PARTIE II :
DES MODALITES D'EXERCICE DE
LA JUSTICE CONSTITUTIONNELLE EN REPUBLIQUE DEMOCRATIQUE DU CONGO
INTRODUCTION
Il est connu, de nos jours, que l'histoire est une science
auxiliaire du droit et, à ce titre, son apport à la
compréhension des institutions juridiques est essentiel.596(*)
Aussi, dans le premier chapitre de cette seconde partie, nous
attellerons-nous à l'étude des origines et de l'évolution
de la juridiction constitutionnelle en République démocratique.
En effet, l'étude historique de cette institution éclairera, nous
l'espérons, les développements consacrés à sa
compétence, à la procédure suivie devant elle ainsi qu'aux
effets nombreux et divers attachés à ses décisions.
Il est donc utile de savoir que le juge constitutionnel
congolais a une histoire à travers laquelle l'on peut situer les
étapes de son installation et le développement de sa
jurisprudence.
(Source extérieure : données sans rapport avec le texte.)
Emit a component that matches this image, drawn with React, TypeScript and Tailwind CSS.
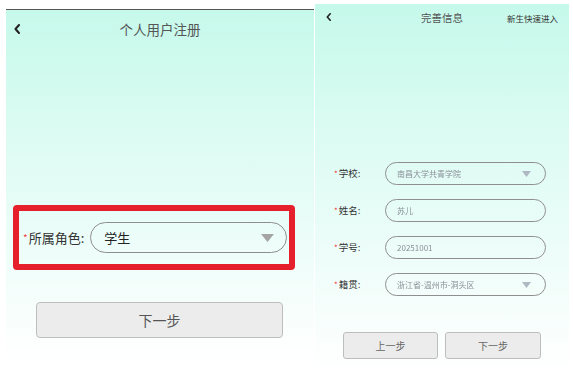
import React from "react";

const font = { fontFamily: '"Noto Sans CJK SC", "Noto Sans", sans-serif' };

function Chevron({ w, h, sw }: { w: number; h: number; sw: number }) {
  return (
    <svg width={w} height={h} viewBox={`0 0 ${w} ${h}`} fill="none">
      <polyline
        points={`${w - sw / 2},${sw / 2} ${sw / 2 + 0.5},${h / 2} ${w - sw / 2},${h - sw / 2}`}
        stroke="#222"
        strokeWidth={sw}
        strokeLinecap="round"
        strokeLinejoin="round"
      />
    </svg>
  );
}

function Tri({ w, h, color }: { w: number; h: number; color: string }) {
  return (
    <svg width={w} height={h} viewBox={`0 0 ${w} ${h}`}>
      <polygon points={`0,0 ${w},0 ${w / 2},${h}`} fill={color} />
    </svg>
  );
}

function Row({ label, value, select }: { label: string; value: string; select?: boolean }) {
  return (
    <div className="flex items-center h-[23px]">
      <div className="w-[50px] flex items-center whitespace-nowrap text-[9.5px] text-[#333]">
        <span className="text-[#e33] text-[8px] mr-[1px]">*</span>
        {label}
      </div>
      <div className="ml-[1px] w-[161px] h-[23px] rounded-full border border-[#8f8f8f] flex items-center pl-[11px] pr-[14px]">
        <span className="flex-1 text-[8px] text-[#8a8f98] blur-[0.5px] whitespace-nowrap">{value}</span>
        {select && (
          <span className="blur-[0.4px]">
            <Tri w={9} h={6} color="#b0b8c4" />
          </span>
        )}
      </div>
    </div>
  );
}

export default function App() {
  return (
    <div className="w-[573px] h-[387px] bg-white flex items-start pl-[6px]" style={font}>
      {/* Left panel */}
      <div className="mt-[9px] w-[308px] h-[352px] bg-gradient-to-b from-[#c6f9eb] via-[#e4fcf6] to-white flex flex-col">
        <div className="h-[1px] bg-[#555]" />
        <div className="relative h-[39px] flex items-center justify-center">
          <div className="absolute left-[8px] top-[14px]">
            <Chevron w={6} h={10} sw={2} />
          </div>
          <span className="text-[13.5px] text-[#555]">个人用户注册</span>
        </div>
        <div className="mt-[156px] ml-[7px] w-[282px] h-[65px] border-[6px] border-[#e51f2b] rounded-[4px] flex items-center pl-[4px] pr-[2px]">
          <span className="text-[#e44] text-[10px] mr-[1px]">*</span>
          <span className="text-[13px] text-[#333] whitespace-nowrap">所属角色:</span>
          <div className="ml-[6px] flex-1 h-[31px] rounded-full border border-[#8e8e8e] flex items-center pl-[13px] pr-[12px]">
            <span className="flex-1 text-[13px] text-[#222]">学生</span>
            <Tri w={13} h={8} color="#a4a4a4" />
          </div>
        </div>
        <div className="mt-[32px] ml-[30px] w-[247px] h-[36px] rounded-[4px] border border-[#bdbdbd] bg-[#ececec] flex items-center justify-center text-[14px] text-[#555]">
          下一步
        </div>
      </div>

      {/* Right panel */}
      <div className="ml-[1px] mt-[4px] w-[254px] h-[370px] bg-gradient-to-b from-[#c6f9eb] via-[#e4fcf6] to-white flex flex-col">
        <div className="relative h-[27px] flex items-center justify-center">
          <div className="absolute left-[11px] top-[9px]">
            <Chevron w={5} h={8} sw={1.6} />
          </div>
          <span className="text-[10.5px] text-[#555]">完善信息</span>
          <span className="absolute right-[11px] top-[8px] text-[8.5px] text-[#333]">新生快速进入</span>
        </div>
        <div className="mt-[131px] ml-[19px] flex flex-col gap-[14px]">
          <Row label="学校:" value="南昌大学共青学院" select />
          <Row label="姓名:" value="苏儿" />
          <Row label="学号:" value="20251001" />
          <Row label="籍贯:" value="浙江省-温州市-洞头区" select />
        </div>
        <div className="mt-[36px] ml-[28px] flex gap-[7px]">
          <div className="w-[95px] h-[27px] rounded-[3px] border border-[#bdbdbd] bg-[#ececec] flex items-center justify-center text-[10px] text-[#666]">
            上一步
          </div>
          <div className="w-[96px] h-[27px] rounded-[3px] border border-[#bdbdbd] bg-[#ececec] flex items-center justify-center text-[10px] text-[#666]">
            下一步
          </div>
        </div>
      </div>
    </div>
  );
}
L'héritage colonial belge a naturellement laissé
quelques traces même si par la suite le regard a été
porté sur l'expérience des autres pays francophones, la France en
tête.
L'essentiel de l'analyse consistera donc à
déterminer in concreto les mécanismes
juridiques par lesquels le juge constitutionnel congolais protège le
pacte constitutionnel et les droits de la personne humaine. Cet exercice est
d'une actualité brûlante tant le droit constitutionnel
contemporain est marqué par une judiciarisation qui va sans
cesse croissante.
Il est en effet utile de remarquer que la République
démocratique du Congo sortie à peine des limbes des
régimes autocratiques aussi insouciants des libertés publiques
les uns que les autres éprouve le besoin légitime d'articuler des
mécanismes juridiques précis en vue d'enrayer les tentatives
certes nombreuses de brimer les citoyens. L'étude minutieuse de ces
mécanismes est le thermomètre à l'aune duquel l'on peut
efficacement apprécier la praticabilité des prescrits
constitutionnels. Par ailleurs, la jurisprudence se révèle ici
dans toute sa splendeur comme le guide sûr dans les méandres du
labyrinthe juridictionnel.
En effet, la lecture attentive des arrêts donne à
voir et parfois même à soupçonner le raisonnement du juge
comme si l'on avait participé au délibéré. C'est la
raison pour laquelle cette seconde partie sera essentiellement consacrée
à l'analyse de la production jurisprudentielle qui est certes mince mais
déjà fort intéressante tant ses lignes de force tout comme
ses faiblesses sont perceptibles. Une doctrine assez massive a
déjà fort heureusement emprunté la voie de la critique et
permet ainsi à cette étude de bénéficier des
commentaires de savants juristes de notre pays.597(*)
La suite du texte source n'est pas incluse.